§ **Request**: In the entries, find all lines that hold the word "html" and copy them.

— Start of Record extracts —

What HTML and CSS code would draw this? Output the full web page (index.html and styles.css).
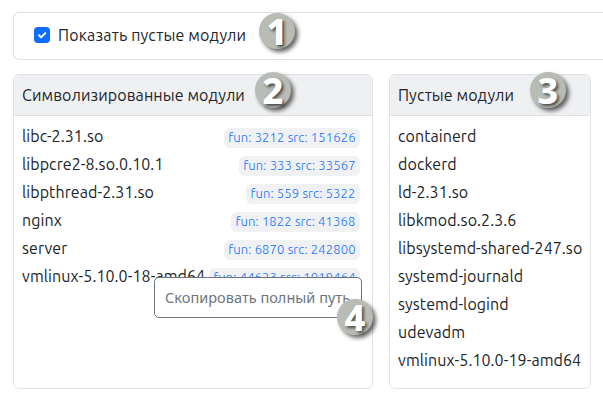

— End of Record extracts —
— Start of Record extracts —

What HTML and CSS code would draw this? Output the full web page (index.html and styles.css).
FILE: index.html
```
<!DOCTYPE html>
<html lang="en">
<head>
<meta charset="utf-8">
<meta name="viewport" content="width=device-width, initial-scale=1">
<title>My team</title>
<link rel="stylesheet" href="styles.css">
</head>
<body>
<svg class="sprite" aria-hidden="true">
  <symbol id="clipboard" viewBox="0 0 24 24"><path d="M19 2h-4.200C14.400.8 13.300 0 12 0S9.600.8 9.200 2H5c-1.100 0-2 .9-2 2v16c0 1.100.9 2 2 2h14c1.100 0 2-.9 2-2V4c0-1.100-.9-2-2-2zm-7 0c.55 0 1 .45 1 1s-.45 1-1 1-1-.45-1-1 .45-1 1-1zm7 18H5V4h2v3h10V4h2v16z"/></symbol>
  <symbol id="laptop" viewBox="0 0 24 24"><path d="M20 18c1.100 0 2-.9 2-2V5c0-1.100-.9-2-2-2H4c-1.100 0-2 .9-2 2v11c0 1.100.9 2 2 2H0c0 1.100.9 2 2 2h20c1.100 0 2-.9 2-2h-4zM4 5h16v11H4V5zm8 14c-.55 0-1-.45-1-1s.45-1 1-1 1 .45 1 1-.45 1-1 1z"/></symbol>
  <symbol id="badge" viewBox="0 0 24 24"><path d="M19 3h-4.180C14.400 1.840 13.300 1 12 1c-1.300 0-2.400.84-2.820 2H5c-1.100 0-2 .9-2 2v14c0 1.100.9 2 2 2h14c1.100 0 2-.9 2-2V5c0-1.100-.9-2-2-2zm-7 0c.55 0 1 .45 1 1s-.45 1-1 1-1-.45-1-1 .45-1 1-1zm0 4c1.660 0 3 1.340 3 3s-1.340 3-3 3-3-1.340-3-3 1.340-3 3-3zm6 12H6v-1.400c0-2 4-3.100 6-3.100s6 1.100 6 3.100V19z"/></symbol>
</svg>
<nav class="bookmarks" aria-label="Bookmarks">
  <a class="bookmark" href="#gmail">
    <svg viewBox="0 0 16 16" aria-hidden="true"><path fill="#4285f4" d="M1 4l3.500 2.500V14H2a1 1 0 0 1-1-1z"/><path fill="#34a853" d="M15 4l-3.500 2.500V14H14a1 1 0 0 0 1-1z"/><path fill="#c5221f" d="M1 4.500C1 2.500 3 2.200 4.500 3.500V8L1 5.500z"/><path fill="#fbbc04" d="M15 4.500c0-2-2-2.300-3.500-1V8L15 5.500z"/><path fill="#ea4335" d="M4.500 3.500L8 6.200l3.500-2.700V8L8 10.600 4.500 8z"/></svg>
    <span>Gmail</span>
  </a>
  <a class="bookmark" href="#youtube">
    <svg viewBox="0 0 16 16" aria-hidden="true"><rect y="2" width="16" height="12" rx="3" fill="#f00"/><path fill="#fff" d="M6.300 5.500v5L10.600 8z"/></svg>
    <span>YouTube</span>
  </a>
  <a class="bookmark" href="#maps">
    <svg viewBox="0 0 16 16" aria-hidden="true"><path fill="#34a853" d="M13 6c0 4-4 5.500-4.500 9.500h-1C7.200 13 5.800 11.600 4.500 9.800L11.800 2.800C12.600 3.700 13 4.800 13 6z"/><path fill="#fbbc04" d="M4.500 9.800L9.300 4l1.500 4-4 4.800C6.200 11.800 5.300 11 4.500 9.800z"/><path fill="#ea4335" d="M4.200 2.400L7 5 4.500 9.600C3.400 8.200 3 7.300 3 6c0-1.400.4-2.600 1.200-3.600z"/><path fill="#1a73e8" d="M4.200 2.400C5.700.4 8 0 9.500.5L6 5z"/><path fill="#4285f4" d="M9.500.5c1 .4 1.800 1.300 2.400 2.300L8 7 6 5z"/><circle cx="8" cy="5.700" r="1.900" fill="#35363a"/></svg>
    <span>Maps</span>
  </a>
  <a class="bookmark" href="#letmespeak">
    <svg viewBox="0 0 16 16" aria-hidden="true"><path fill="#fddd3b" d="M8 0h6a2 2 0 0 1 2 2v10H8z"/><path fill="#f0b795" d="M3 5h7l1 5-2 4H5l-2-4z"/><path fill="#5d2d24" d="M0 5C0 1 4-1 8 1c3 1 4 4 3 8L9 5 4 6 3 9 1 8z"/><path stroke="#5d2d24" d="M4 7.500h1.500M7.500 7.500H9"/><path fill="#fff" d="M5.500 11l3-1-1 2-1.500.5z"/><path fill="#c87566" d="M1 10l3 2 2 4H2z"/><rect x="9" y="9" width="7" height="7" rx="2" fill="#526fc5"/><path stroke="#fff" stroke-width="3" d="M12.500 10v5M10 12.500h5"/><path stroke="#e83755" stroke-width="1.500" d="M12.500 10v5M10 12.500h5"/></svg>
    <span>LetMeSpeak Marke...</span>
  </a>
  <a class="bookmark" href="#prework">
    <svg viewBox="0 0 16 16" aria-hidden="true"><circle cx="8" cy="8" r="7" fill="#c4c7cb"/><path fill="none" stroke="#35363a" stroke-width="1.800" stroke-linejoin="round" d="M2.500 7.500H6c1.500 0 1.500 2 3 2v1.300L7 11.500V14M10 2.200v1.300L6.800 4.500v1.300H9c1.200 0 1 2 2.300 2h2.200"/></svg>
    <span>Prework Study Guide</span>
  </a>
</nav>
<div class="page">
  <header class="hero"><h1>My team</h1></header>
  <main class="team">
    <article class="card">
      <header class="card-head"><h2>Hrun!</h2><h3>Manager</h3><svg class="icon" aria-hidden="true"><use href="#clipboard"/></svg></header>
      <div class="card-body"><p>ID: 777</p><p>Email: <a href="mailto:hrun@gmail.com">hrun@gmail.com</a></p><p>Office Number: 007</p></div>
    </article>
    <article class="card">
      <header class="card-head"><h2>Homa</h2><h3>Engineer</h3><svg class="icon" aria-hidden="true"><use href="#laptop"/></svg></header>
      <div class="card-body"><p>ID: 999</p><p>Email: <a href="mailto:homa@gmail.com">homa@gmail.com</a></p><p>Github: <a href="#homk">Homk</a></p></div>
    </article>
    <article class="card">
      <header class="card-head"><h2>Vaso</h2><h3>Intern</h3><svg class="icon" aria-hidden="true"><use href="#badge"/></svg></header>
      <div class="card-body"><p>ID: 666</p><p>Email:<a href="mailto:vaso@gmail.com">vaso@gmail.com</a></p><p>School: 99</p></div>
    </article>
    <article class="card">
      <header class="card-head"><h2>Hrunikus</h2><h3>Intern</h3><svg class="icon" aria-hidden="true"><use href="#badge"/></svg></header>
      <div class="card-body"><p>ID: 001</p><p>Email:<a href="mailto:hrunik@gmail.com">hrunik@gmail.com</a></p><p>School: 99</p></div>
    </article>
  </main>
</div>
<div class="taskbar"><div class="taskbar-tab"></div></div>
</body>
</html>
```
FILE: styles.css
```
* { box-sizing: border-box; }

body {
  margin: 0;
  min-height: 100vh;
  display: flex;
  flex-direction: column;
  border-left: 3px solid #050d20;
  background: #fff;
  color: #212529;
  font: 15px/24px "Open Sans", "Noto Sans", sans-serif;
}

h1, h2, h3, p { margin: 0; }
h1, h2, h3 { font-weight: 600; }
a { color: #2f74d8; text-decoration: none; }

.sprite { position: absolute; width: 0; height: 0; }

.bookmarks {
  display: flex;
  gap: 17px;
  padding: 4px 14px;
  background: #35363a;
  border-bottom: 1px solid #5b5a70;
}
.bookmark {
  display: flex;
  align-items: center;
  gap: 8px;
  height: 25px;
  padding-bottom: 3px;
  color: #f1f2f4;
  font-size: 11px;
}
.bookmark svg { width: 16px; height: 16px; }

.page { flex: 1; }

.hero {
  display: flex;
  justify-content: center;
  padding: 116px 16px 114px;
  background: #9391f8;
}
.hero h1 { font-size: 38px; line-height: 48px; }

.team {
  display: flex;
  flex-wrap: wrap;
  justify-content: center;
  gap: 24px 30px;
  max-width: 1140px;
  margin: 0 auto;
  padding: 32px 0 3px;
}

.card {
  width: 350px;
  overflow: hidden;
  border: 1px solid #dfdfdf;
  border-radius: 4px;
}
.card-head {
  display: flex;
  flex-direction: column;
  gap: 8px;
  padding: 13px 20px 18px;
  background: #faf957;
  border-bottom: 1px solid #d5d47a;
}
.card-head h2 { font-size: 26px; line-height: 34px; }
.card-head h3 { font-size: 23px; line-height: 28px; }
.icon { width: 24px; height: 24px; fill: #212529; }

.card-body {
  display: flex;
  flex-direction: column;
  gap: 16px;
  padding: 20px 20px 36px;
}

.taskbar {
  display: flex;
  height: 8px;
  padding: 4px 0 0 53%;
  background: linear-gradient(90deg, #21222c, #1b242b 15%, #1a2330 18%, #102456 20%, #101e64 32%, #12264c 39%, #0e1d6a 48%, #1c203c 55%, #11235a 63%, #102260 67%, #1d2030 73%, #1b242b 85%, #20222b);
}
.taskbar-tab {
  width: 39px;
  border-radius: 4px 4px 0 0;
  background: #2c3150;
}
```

— End of Record extracts —
— Start of Record extracts —

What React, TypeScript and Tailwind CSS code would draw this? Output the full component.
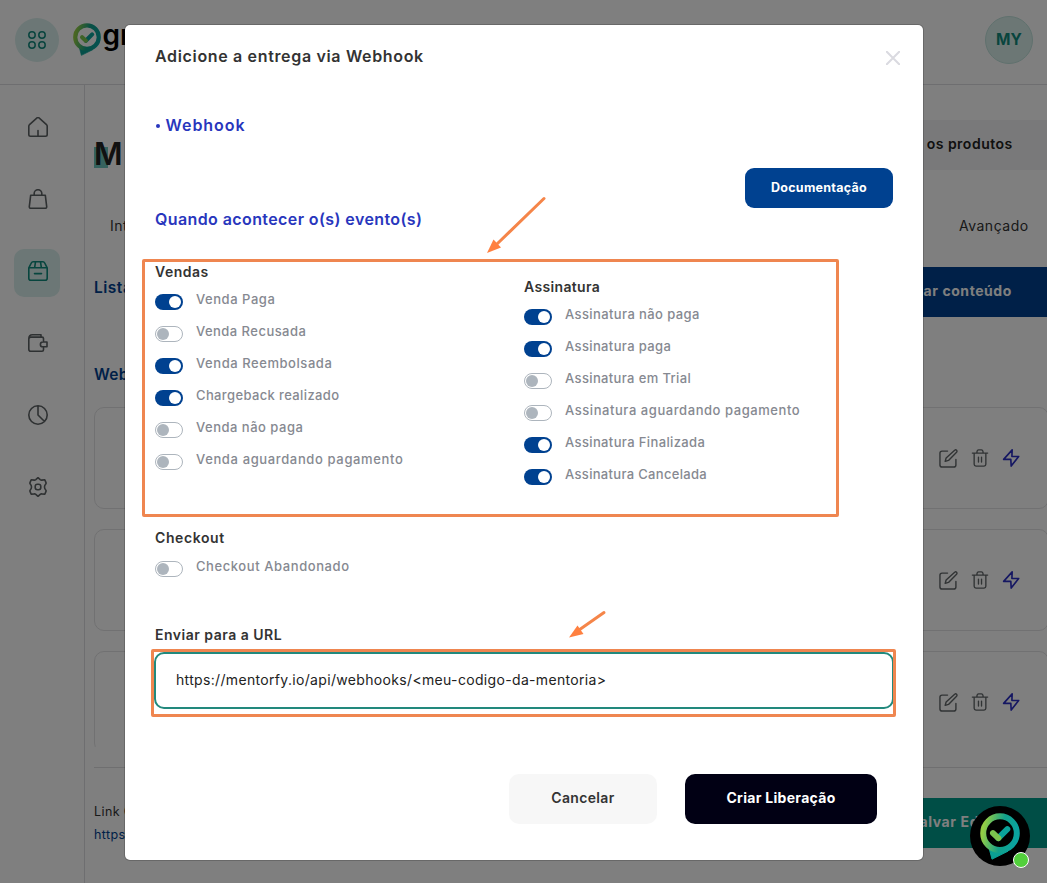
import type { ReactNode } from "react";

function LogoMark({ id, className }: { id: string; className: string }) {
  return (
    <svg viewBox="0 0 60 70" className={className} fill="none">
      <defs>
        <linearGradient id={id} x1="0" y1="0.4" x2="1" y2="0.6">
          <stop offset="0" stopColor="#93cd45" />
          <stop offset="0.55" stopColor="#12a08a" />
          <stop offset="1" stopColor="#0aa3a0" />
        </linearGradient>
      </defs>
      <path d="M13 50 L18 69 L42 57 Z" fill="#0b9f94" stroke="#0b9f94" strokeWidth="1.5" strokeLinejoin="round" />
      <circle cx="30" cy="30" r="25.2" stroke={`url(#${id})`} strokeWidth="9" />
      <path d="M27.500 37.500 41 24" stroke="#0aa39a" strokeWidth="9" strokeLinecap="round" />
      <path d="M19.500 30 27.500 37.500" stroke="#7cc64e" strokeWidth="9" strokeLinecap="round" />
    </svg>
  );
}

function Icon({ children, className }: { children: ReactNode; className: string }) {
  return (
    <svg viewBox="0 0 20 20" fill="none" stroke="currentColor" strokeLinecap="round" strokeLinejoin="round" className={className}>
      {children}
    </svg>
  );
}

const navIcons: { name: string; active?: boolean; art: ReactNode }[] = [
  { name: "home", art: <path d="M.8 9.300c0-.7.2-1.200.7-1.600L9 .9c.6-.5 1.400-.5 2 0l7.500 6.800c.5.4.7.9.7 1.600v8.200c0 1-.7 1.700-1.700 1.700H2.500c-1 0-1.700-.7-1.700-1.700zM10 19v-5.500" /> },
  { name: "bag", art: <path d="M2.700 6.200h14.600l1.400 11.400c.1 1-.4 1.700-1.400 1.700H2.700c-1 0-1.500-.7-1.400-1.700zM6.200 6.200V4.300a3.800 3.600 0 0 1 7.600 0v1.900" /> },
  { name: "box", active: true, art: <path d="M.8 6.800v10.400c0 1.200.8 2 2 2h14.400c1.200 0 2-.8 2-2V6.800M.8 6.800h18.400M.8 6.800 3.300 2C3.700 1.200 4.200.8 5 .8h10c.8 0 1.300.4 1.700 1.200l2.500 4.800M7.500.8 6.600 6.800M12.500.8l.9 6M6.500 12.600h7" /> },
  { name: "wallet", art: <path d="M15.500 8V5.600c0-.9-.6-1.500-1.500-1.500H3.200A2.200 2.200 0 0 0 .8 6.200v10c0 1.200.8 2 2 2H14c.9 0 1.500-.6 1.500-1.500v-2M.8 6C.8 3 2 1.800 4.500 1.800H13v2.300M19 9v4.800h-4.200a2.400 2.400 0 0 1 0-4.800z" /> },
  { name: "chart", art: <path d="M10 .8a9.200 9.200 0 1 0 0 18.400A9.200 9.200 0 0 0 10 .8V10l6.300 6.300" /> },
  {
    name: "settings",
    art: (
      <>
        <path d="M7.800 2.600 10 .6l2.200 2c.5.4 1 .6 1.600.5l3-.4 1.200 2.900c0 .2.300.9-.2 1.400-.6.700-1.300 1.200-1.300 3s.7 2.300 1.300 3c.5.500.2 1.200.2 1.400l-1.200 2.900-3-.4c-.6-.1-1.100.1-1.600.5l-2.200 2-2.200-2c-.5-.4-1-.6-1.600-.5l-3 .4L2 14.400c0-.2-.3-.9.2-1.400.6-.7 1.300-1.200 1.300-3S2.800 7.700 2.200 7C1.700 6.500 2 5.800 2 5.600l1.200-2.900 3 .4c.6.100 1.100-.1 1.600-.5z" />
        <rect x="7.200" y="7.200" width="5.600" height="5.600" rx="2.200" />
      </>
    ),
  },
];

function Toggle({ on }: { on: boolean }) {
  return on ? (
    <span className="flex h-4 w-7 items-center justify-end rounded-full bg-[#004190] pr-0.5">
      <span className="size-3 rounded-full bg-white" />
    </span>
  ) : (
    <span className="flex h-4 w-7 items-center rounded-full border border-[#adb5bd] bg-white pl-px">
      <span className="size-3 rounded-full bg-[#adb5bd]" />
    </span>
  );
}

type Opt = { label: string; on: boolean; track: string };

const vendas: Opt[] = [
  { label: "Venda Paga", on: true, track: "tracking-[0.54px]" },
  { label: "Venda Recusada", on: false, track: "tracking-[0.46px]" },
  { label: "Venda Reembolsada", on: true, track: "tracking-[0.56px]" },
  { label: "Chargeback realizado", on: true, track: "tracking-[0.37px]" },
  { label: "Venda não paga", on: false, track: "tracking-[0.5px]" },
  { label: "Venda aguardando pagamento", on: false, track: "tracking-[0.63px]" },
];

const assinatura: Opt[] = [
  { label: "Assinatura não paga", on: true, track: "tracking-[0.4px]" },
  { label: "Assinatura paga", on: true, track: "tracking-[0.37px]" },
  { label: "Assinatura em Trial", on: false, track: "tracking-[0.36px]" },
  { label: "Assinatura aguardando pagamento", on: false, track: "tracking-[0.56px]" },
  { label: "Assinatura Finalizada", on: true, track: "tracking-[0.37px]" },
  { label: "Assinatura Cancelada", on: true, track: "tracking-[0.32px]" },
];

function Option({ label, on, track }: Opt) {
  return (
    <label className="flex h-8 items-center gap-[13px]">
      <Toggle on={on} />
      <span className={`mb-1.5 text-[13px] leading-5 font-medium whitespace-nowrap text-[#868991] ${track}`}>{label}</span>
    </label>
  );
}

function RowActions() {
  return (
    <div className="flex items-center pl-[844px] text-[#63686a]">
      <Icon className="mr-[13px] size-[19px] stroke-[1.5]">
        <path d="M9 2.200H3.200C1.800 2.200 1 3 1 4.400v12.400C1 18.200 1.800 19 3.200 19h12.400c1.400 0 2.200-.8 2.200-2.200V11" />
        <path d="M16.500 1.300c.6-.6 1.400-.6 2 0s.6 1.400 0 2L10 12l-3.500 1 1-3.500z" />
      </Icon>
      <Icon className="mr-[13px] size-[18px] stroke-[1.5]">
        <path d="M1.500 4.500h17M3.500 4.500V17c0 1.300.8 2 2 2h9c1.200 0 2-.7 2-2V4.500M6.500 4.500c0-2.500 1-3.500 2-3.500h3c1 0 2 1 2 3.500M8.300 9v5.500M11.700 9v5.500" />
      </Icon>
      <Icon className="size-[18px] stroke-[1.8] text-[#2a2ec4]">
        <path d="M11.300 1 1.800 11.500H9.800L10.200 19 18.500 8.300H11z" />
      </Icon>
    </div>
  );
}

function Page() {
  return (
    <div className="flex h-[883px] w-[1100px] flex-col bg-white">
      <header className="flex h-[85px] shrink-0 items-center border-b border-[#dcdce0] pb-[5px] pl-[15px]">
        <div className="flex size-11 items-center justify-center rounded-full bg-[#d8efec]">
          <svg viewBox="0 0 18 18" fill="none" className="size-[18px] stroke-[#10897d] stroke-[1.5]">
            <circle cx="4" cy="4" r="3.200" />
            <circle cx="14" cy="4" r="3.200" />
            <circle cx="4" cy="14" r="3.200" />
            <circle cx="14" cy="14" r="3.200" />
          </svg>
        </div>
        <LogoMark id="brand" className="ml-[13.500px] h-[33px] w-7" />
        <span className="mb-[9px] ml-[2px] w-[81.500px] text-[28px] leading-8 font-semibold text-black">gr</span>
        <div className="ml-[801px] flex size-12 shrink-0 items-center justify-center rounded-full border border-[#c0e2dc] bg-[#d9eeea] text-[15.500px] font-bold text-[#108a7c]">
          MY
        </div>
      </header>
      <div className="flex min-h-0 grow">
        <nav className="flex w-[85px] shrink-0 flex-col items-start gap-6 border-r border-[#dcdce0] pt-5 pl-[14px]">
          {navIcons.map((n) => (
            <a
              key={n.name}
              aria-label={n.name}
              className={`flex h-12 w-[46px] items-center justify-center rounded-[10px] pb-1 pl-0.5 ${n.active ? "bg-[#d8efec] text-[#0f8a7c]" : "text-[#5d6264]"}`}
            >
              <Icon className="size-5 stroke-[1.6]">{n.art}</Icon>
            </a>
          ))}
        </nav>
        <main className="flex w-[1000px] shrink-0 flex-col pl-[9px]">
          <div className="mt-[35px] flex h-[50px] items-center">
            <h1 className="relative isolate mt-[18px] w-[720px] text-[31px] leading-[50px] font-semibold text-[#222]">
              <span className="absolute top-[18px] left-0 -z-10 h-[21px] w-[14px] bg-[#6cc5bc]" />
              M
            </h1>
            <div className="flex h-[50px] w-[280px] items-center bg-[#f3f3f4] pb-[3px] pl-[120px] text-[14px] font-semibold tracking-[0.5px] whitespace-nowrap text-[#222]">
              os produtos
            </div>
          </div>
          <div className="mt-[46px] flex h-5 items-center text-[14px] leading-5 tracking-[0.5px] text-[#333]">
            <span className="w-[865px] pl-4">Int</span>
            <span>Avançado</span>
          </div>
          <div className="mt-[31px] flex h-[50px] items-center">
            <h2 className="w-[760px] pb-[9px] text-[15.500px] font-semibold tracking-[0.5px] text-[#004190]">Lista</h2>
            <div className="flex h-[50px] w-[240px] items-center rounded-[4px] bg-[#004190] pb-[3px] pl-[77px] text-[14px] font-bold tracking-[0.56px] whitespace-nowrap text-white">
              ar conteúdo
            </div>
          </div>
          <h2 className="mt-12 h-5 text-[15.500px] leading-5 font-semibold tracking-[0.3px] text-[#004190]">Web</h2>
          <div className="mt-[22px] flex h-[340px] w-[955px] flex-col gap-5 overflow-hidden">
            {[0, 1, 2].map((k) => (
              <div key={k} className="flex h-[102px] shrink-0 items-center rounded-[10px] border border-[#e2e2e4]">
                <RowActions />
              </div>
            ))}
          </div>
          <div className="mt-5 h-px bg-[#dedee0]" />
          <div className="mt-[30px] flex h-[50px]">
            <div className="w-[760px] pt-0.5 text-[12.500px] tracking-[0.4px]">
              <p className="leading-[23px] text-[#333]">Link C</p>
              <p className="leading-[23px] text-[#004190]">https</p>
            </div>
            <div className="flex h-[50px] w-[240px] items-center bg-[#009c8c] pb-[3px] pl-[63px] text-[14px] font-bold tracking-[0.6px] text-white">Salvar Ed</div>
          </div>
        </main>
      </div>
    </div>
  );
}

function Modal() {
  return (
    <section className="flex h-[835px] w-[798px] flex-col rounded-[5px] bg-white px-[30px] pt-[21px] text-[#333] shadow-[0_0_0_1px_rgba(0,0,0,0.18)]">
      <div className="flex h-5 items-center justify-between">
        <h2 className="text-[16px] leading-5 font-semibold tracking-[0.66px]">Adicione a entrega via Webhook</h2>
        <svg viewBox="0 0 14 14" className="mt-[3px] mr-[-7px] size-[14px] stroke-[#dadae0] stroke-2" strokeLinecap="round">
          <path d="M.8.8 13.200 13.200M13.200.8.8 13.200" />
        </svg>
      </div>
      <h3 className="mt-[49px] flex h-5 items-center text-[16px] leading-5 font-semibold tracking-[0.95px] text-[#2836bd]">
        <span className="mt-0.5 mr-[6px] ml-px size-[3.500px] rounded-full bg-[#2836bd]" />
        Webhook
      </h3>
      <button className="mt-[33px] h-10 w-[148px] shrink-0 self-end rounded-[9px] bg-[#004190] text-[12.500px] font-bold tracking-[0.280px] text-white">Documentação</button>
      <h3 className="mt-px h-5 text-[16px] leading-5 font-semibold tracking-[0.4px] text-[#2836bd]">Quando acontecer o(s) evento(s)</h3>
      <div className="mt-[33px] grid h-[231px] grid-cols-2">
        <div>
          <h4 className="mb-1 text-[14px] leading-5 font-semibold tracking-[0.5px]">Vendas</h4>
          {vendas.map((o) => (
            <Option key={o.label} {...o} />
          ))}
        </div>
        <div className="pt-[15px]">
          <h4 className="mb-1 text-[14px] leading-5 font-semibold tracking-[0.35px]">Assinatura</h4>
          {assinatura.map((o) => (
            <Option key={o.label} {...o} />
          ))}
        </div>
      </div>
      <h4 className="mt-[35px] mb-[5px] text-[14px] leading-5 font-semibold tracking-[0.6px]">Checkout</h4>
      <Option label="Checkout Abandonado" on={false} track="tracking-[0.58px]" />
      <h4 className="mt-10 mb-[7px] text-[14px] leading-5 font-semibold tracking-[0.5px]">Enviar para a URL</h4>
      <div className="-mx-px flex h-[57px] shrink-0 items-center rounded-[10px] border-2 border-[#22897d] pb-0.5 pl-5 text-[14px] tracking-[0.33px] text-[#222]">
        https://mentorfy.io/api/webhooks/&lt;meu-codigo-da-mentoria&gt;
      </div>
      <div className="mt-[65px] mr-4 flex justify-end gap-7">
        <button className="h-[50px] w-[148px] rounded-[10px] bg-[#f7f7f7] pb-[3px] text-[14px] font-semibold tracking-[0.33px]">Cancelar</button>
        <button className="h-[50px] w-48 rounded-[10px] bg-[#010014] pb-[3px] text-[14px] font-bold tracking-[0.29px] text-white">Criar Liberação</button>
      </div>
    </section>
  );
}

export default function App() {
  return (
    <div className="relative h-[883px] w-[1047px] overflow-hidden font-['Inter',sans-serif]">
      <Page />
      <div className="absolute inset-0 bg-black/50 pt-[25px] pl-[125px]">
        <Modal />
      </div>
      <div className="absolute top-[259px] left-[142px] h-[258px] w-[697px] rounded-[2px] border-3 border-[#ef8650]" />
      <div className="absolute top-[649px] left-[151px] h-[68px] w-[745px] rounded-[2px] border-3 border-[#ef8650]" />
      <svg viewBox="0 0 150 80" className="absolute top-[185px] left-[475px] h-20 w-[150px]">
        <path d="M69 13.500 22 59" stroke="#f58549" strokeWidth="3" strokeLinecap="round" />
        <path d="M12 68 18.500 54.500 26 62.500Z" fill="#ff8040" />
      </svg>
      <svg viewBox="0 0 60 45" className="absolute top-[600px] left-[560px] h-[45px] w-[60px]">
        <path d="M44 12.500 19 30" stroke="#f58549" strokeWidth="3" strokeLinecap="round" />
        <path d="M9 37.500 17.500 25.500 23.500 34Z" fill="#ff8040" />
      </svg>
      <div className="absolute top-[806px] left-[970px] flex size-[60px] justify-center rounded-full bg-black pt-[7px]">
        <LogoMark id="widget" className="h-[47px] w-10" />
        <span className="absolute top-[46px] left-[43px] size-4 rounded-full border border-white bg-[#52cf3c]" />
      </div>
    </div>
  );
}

— End of Record extracts —

§ **The output**:
What HTML and CSS code would draw this? Output the full web page (index.html and styles.css).
What HTML and CSS code would draw this? Output the full web page (index.html and styles.css).
FILE: index.html
<!DOCTYPE html>
<html lang="en">
</html>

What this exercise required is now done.